### Information shown
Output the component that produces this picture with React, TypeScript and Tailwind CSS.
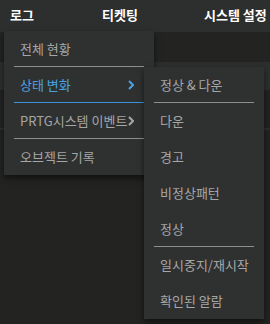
import React from "react";

const font = { fontFamily: '"Noto Sans CJK KR", "Noto Sans", sans-serif' };

function Chevron({ color }: { color: string }) {
  return (
    <svg width="6" height="10" viewBox="0 0 6 10" className="shrink-0">
      <polyline points="1,1 5,5 1,9" fill="none" stroke={color} strokeWidth="2" />
    </svg>
  );
}

function Item({
  label,
  divider,
  active,
  chevron,
}: {
  label: string;
  divider?: "gray" | "blue";
  active?: boolean;
  chevron?: boolean;
}) {
  return (
    <div className="relative h-[36px]">
      <div
        className={`flex items-center justify-between h-[35px] pl-[16px] pr-[20px] text-[13px] ${
          active ? "text-[#4aa2e0]" : "text-[#a6a6a6]"
        }`}
      >
        <span className="whitespace-nowrap">{label}</span>
        {chevron && <Chevron color={active ? "#4aa2e0" : "#a6a6a6"} />}
      </div>
      {divider && (
        <div
          className={`mx-[10px] h-px ${divider === "blue" ? "bg-[#3f93d6]" : "bg-[#8e8e8e]"}`}
        />
      )}
    </div>
  );
}

export default function App() {
  return (
    <div className="relative w-[270px] h-[324px] bg-[#232322] overflow-hidden" style={font}>
      <div className="h-[32px] pb-[3px] bg-[#2d2f2f] flex items-center text-white font-bold text-[13px]">
        <span className="w-[102px] pl-[10px]">로그</span>
        <span className="w-[102px]">티켓팅</span>
        <span>시스템 설정</span>
      </div>
      <div className="h-[30px]" />
      <div className="h-[28px] bg-[#2d2f2f]" />
      <div className="h-[38px]" />
      <div className="h-[2px] bg-[#2d2f2f]" />

      <div className="absolute left-[4px] top-[31px] w-[150px] bg-[#2f3131] shadow-[0_3px_6px_rgba(0,0,0,0.55)]">
        <Item label="전체 현황" divider="gray" />
        <Item label="상태 변화" divider="blue" active chevron />
        <Item label="PRTG시스템 이벤트" divider="gray" chevron />
        <Item label="오브젝트 기록" />
      </div>

      <div className="absolute left-[144px] top-[67px] w-[120px] bg-[#2f3131] shadow-[0_3px_6px_rgba(0,0,0,0.55)]">
        <Item label="정상 & 다운" divider="gray" />
        <Item label="다운" />
        <Item label="경고" />
        <Item label="비정상패턴" />
        <Item label="정상" divider="gray" />
        <Item label="일시중지/재시작" />
        <Item label="확인된 알람" />
      </div>
    </div>
  );
}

### Required task
Give only the number of lines in the material above that hold the word "React".

### Response to this exercise
2